With the initial profile (II), the parameter $\lambda_{1}$ for the filtered velocity is not close to 1 with $\epsilon(\lambda_{1})\approx 0.1076$ on average. By increasing the number of epochs from 10000 to 50000 we get a better result. $\lambda_{1}$ gets closer to 1 with $\epsilon(\lambda_{1})\approx 0.0531$ , slightly better relative error and loss, which makes the solution better at later time. The oscillation near the discontinuity gets reduced. This verifies that $u$ needs very small $\alpha$ values to approximate the inviscid Burgers solution.

Having established $\alpha$ ’s practical range, we next explore its application in forward inference.

5 Data-Driven Solutions of the Leray-Burgers Equation

In this section, we solve the LB equation across multiple initial and boundary condition scenarios:

v_{t}+vv_{x}+\alpha^{2}v_{x}v_{xx}=0,\ x\in\mathbb{R},\ t\in(0,1)

with

		$\displaystyle\mathrm{(I)}\ \ v(0,x)=\left\{\begin{array}[]{cl}1&\mbox{if}\ x\leq 0\\ 1-x&\mbox{if}\ 0<x<1\\ 0&\mbox{if}\ x\geq 1\end{array}\right.\ \$
	$\displaystyle\mathrm{or}\,\,$	$\displaystyle\mathrm{(II)}\ \ v(0,x)=\left\{\begin{array}[]{cc}1&\mbox{if}\ x\leq 0\\ 0&\mbox{if}\ x>0.\end{array}\right.$

Training utilizes $N_{0}=5000$ initial condition points, $N_{b}=5000$ boundary condition points, and $N_{r}=20000$ collocation points. These points are adaptively sampled using Latin Hypercube Sampling, with an emphasis on regions exhibiting high PDE residuals or steep solution gradients, particularly in shock regions near discontinuities identified in the initial condition. Our computational focuses are as follows:

1.

Convergence in $\alpha$ . Whether the PINN solutions converge to those of the inviscid Burgers equation as $\alpha\rightarrow 0^{+}$ .
2.

Forward inference with adaptive $\alpha(t)$ . Whether the PINN solutions capture the shock and rarefaction waves well and whether the trained $\alpha$ values are within the physically valid range.
3.

Scaling effect of the $\alpha$ parameter relative to the inviscid and viscous Burgers equation.

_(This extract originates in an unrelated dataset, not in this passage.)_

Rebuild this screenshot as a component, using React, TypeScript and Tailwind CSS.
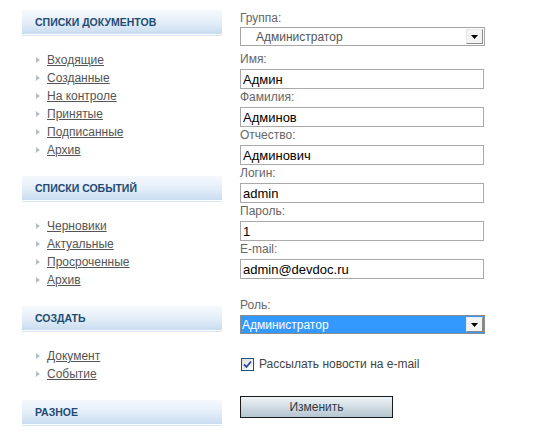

5.1 The Convergence of the Leray-Burgers Solutions as $\alpha\rightarrow 0^{+}$

Figure 8 demonstrates that the Leray-Burgers equation effectively captures the shock formation with the continuous initial profile (I) within the range of $0<\alpha<0.05$ . As $\alpha\rightarrow 0^{+}$ , the LB solution converges to the inviscid Burgers solution (the last graph in Figure 8).

With the discontinuous initial file (II), the Leray-Burgers equation still accurately captures the shock formation within the range of $0.01<\alpha<0.03$ (Figure 9). However, the MLP-based PINN generates spurious oscillations near the discontinuity at the beginning. Although the network quickly recovers and fits the oscillations as time progresses, the oscillations worsen, and nonlinear instability arises as the $\alpha$ scale becomes smaller than 0.01, which leads to the deviation of the network solution from the actual inviscid Burgers solution (the last graph in Figure 9).

5.2 Forward Inference with Adaptively Optimized $\alpha>0$

In this section, we employ the MLP-based Physics-Informed Neural Network (MLP-PINN) to effectively learn the nonlinear operator $\mathcal{N}_{\alpha}[v]$ , wherein $v$ represents the primary variable and $\alpha$ denotes a parameter. Coutinho, et all., [5], introduced the idea of adaptive artificial viscosity that can be learned during the training procedure and does not depend on the a priori choice of artificial viscosity coefficient. Instead of incorporating the parameter $\alpha$ in place of the artificial viscosity as in [5], we set up a dedicated subnetwork, Alpha2Net depicted in Figure 1, to find the optimal $\alpha(t)$ value. The integration of the subnetwork into the main PINN architecture makes PINN train both $v$ and $\alpha$ to achieve a robust fit with the LB equation. Two examples highlight the ability of the LB equation to capture shock and rarefaction waves as well as the corresponding optimal values of $\alpha$ , which are presented in Figure 10.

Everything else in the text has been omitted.